Spider Bites

Written by Jeffrey Davis on June 14, 2011, 11:23 p.m.

Spider Bites

Those of us who have staffed ERs have heard this chief complaint from our patients many times. The patient commonly presents with a papule on the skin that is tender and red. As common as this complaint is its rarely due to a spider. Of the thousands of spider species that exist around the world only a few spider pose a threat to humans. Those spiders that do pose a risk are widow and false black widow spiders, recluse spiders, Australian funnel web spiders, and Phoneutria spiders. Good news though, the last two don’t exist in the United States.

Bites usually present as a solitary lesion they can be painful or painless, there can be death of the tissue due to envenomation (particularly with recluse spiders) or if the venom enters the bloodstream the effects can be widespread (systemic).

Here’s the rub when it comes to diagnosing spider bites according to the medical literature:
A presumptive diagnosis of a spider bite is most often based on the history and clinical presentation. However, the diagnosis of a spider bite can be considered definitive ONLY if both of the criteria below are fulfilled:
  1. A spider was observed inflicting the bite.
  2. The spider was recovered, collected, and properly identified by an expert entomologist.
The chances of those criteria being met are slim to none.

There’s a common expression, when you hear hoof beats look for horses rather than zebras. So as physicians we look for other reasons.
  1. Infections: MRSA (a common staph infection) very often starts with a single red, swollen, tender lesion. Lyme’s disease (spread by ticks) also have a characteristic target-like lesion. Herpes can also present with a single lesion.
  2. Other bites and stings: Ants, fleas, bedbugs, ticks, mites, mosquitoes, and biting flies can also sting or bite humans.
  3. Other common rashes: Poison oak, ivy and other plants can present with single lesions (although linear spread of lesions is more common.)

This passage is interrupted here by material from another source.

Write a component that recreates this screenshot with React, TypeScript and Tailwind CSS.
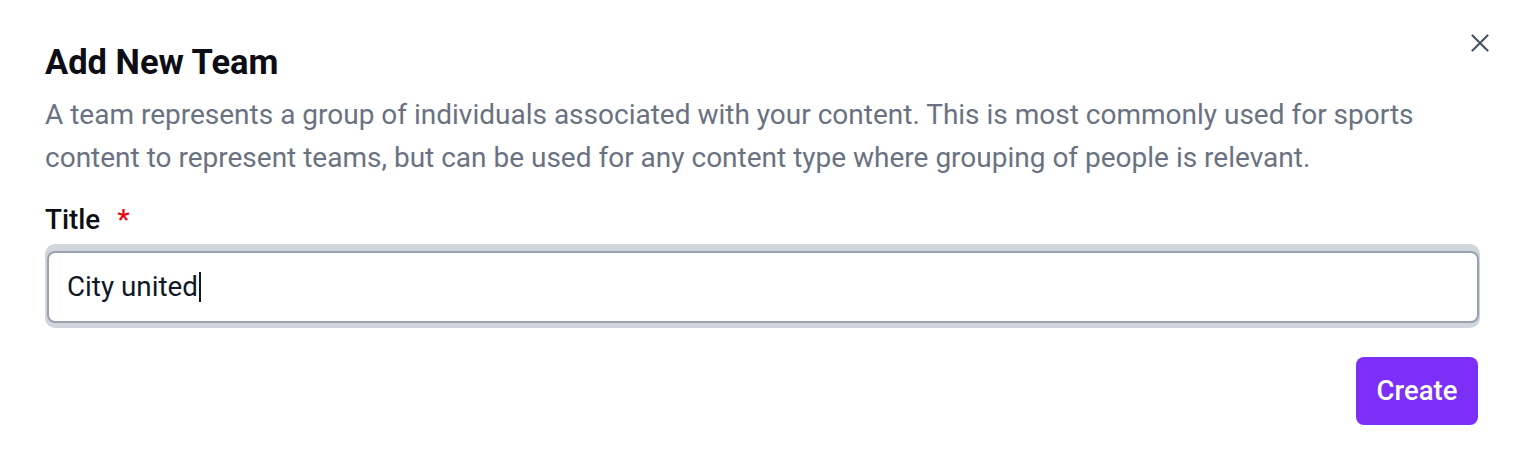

So here’s what I recommend. Next time you have a red, tender, swollen lesion that looks like it could be a bite visit with your doctor so he or she can review the symptoms and decide if a visit is needed. Most insect bites will only have a localized reaction that subsides in a few days. Staph infections will typically worsen an may need to be drained and treated with antibiotics. It never hurts to apply a topical antibiotic ointment to one of these lesions early on. Just remember that many people can have an allergic reaction to the neomycin in triple antibiotic so using polysporin is the better choice.